So it would mean replacing the motherboard then. You can usually find the part number on a sticker underneath the RAM. But if you have trouble finding it, you can PM me the service tag number and I'll be able to figure out the part number from our Dell Rep through my work.


----------



## Kaploop (May 25, 2010)

I would like to express a giant thank you to all who assisted in this. This helped me a bunch!

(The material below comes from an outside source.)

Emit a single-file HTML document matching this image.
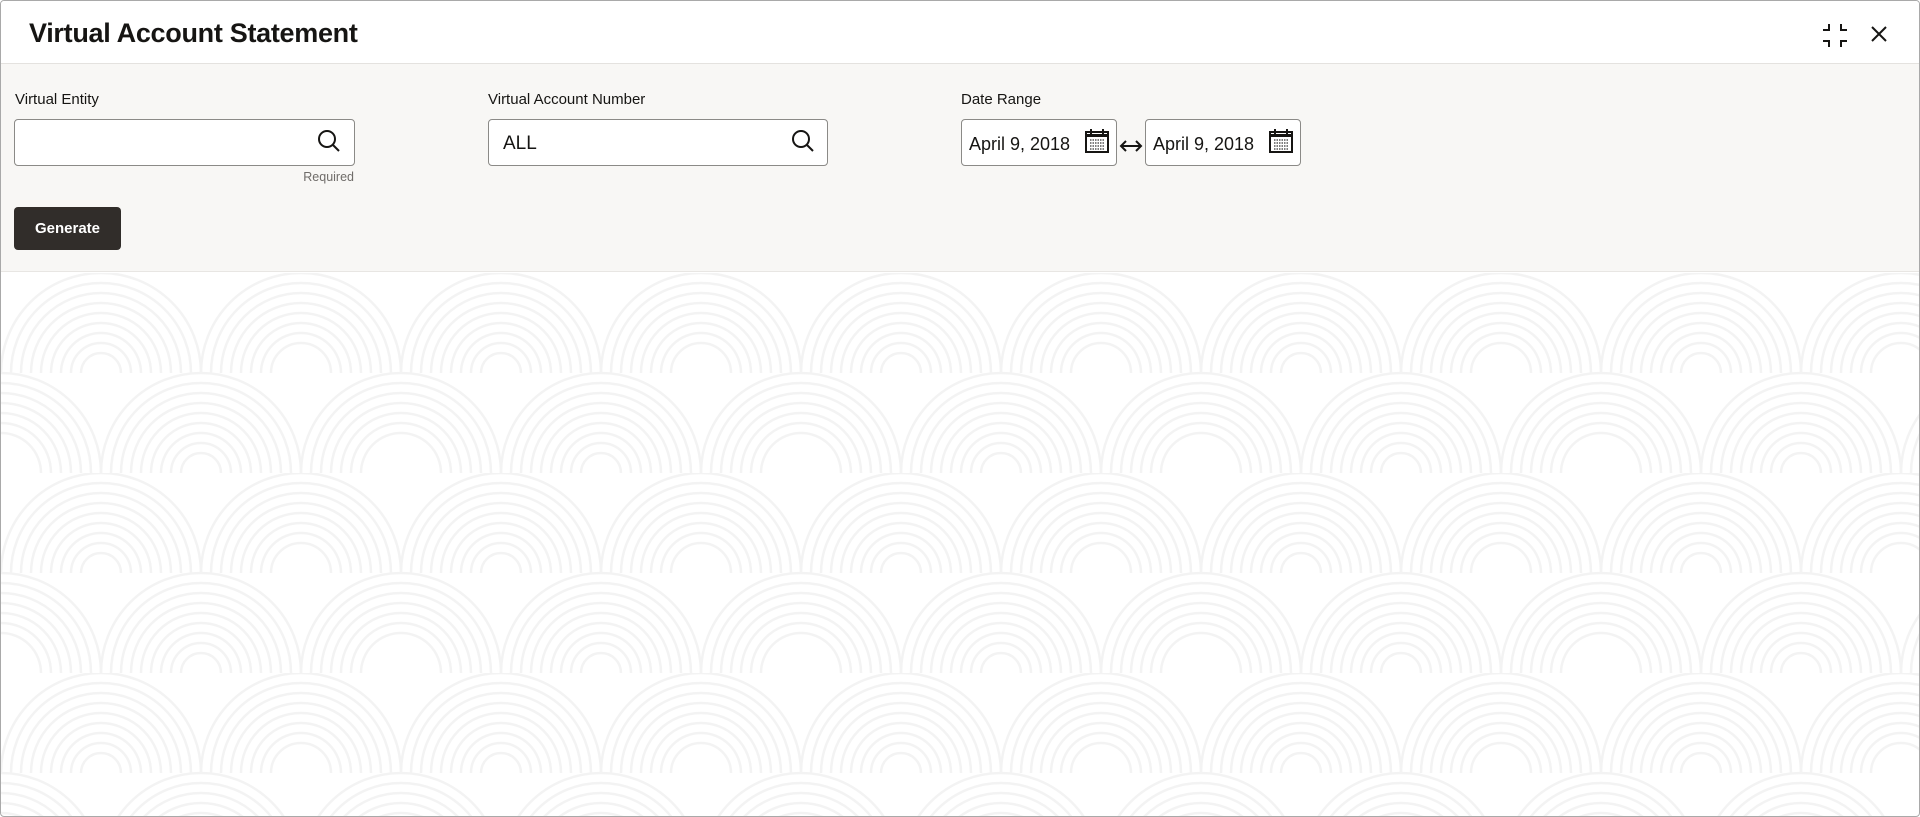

I would go to turn my laptop (dell inspiron 1521) and the caps light would flash 45 times and turn off. I disconnected the power plug, removed the battery, removed the RAM, reinserted the RAM, and now it works! Thanks!!


----------



## lcmitcham (Jun 23, 2010)

Another trick that I have found that works if RAM has been reseated and the problem is still there. Try removing the RAM and then swiping an eraser across the metal contacts to clean them. Then reinstall RAM one module at a time and even in different order if necessary.


----------



## carlosantana (Apr 4, 2011)

Okay, so I've been getting the same problem as the initial one on here. However, I have gotten past the whole flashing caps lock with only having one memory card installed. By taking out the memory card that is in the back of the laptop and leaving in the card under the keyboard I can boot my laptop. However visa-versa, if I take out he th card and put it in the RAM port that is in the back of the laptop I get the flashing caps lock light. Is this a mother board problem? Cause both memory cards work fine under the keyboard. It just that with both cards install and one card installed in the back is where I'm getting this problem.


----------



## joeten (Dec 4, 2008)

Hi carlosantana this thread is very old and your unlikely to get a reply from the op you should make a thread of your own on your issue, however if the issue is showing with a known good stick of ram then the slot may be gone hope this answers your qyestion if you havbe anymore please star a fresh thread thank you


----------